Americans want Congress to improve the Affordable Care Act, not repeal it, according to two recent polls from Kaiser Tracking Health and Garin Hart Yang Research Group. But a special election in Florida this week has political analysts looking for clues on how candidates’ views on the Affordable Care Act will play out in midterm elections later this year.

On Tuesday, Republican David Jolly—who  ran on a platform to repeal the Affordable Care Act—defeated Democrat Alex Sink to win a tight election replacing a Republican (C.W. “Bill” Young) who served for 42 years. Leading up to that election, Independents favored a Democrat who vowed to improve the Affordable Care Act over a Republican who supported the repeal (by a margin of 57 percent to 31 percent), according to Democratic pollster Geoff Garin.
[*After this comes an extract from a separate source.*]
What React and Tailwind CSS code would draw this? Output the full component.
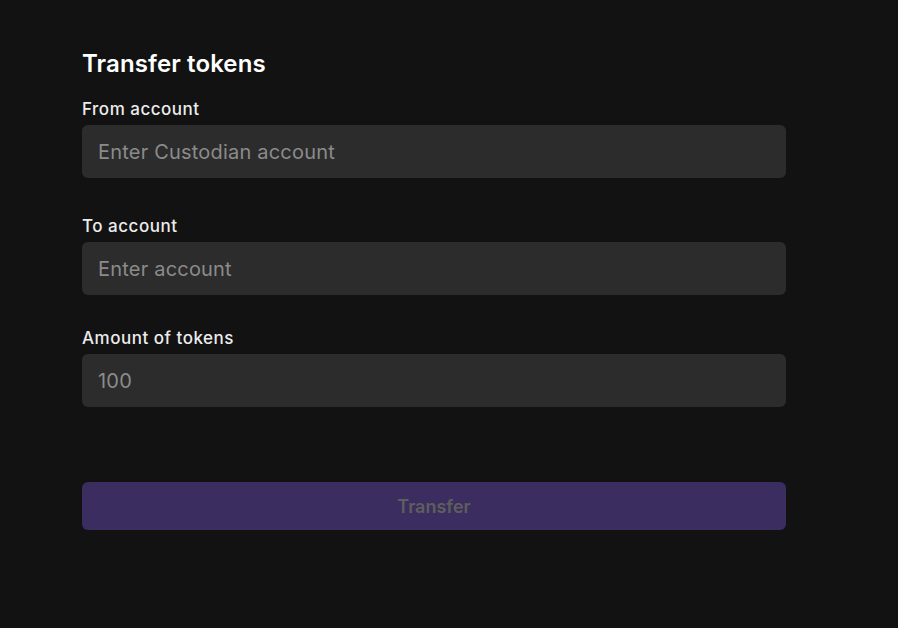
import React, { useState } from "react";

// Formulaire de transfert de jetons
const Field = ({ label, placeholder, value, onChange, className }) => (
  <div className={className}>
    <label className="block pb-[4px] text-[17px] leading-6 font-medium tracking-[0.03em] text-[#ececec]">
      {label}
    </label>
    <input
      value={value}
      onChange={(e) => onChange(e.target.value)}
      placeholder={placeholder}
      className="block w-full h-[53px] rounded-md bg-[#2c2c2c] px-4 text-[20px] tracking-[0.01em] text-[#e0e0e0] placeholder:text-[#8b8b8b] outline-none"
    />
  </div>
);

const App = () => {
  const [from, setFrom] = useState("");
  const [to, setTo] = useState("");
  const [amount, setAmount] = useState("");

  return (
    <div
      className="min-h-[628px] w-full bg-[#121212] pt-[48px]"
      style={{ fontFamily: "Inter, 'Noto Sans', sans-serif" }}
    >
      <div className="ml-[82px] w-[704px]">
        <h1 className="text-[24px] leading-8 font-semibold tracking-[0.005em] text-white">
          Transfer tokens
        </h1>
        <Field
          className="mt-[17px]"
          label="From account"
          placeholder="Enter Custodian account"
          value={from}
          onChange={setFrom}
        />
        <Field
          className="mt-[36px]"
          label="To account"
          placeholder="Enter account"
          value={to}
          onChange={setTo}
        />
        <Field
          className="mt-[31px]"
          label="Amount of tokens"
          placeholder="100"
          value={amount}
          onChange={setAmount}
        />
        <button
          disabled
          className="mt-[75px] block w-full h-[48px] rounded-md bg-[#3b2d5f] text-[18px] font-semibold text-[#5e5e5e]"
        >
          Transfer
        </button>
      </div>
    </div>
  );
};

export default App;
The race focused heavily on the merits of the Affordable Care Act. Alex Sink attacked Jolly for supporting antiquated policies like reverting back to the days when health insurance companies could deny people coverage based on a pre-existing condition. Sink’s adspromised to “keep what’s right and fix what’s wrong” with the Affordable Care Act. Interestingly, polling shows that voters were equally (or perhaps more) concerned about Jolly’s position to repeal the law as they were about Sink’s support of the law.

Republican strategists are pointing to Sink’s loss as a warning sign that support for the Affordable Care Act will spell trouble for Democratic candidates this November. Democrats, in turn, point to poor voter turnout among their supporters.

So what do Tuesday’s election results tell us? These results may not be a good barometer for how the public is thinking about the Affordable Care Act. For example, the Kaiser Health Tracking Poll from February 2014 shows that a majority of the public (56 percent) want Congress to keep the Affordable Care Act in place. Fifty percent of independents want Congress to either keep the law as it is or leave it in place and improve it. And only 33 percent of Independents say they want Congress to repeal the law entirely or repeal the law and replace it with a Republican alternative. Clearly, the story is more complicated than the results of one special election in Florida.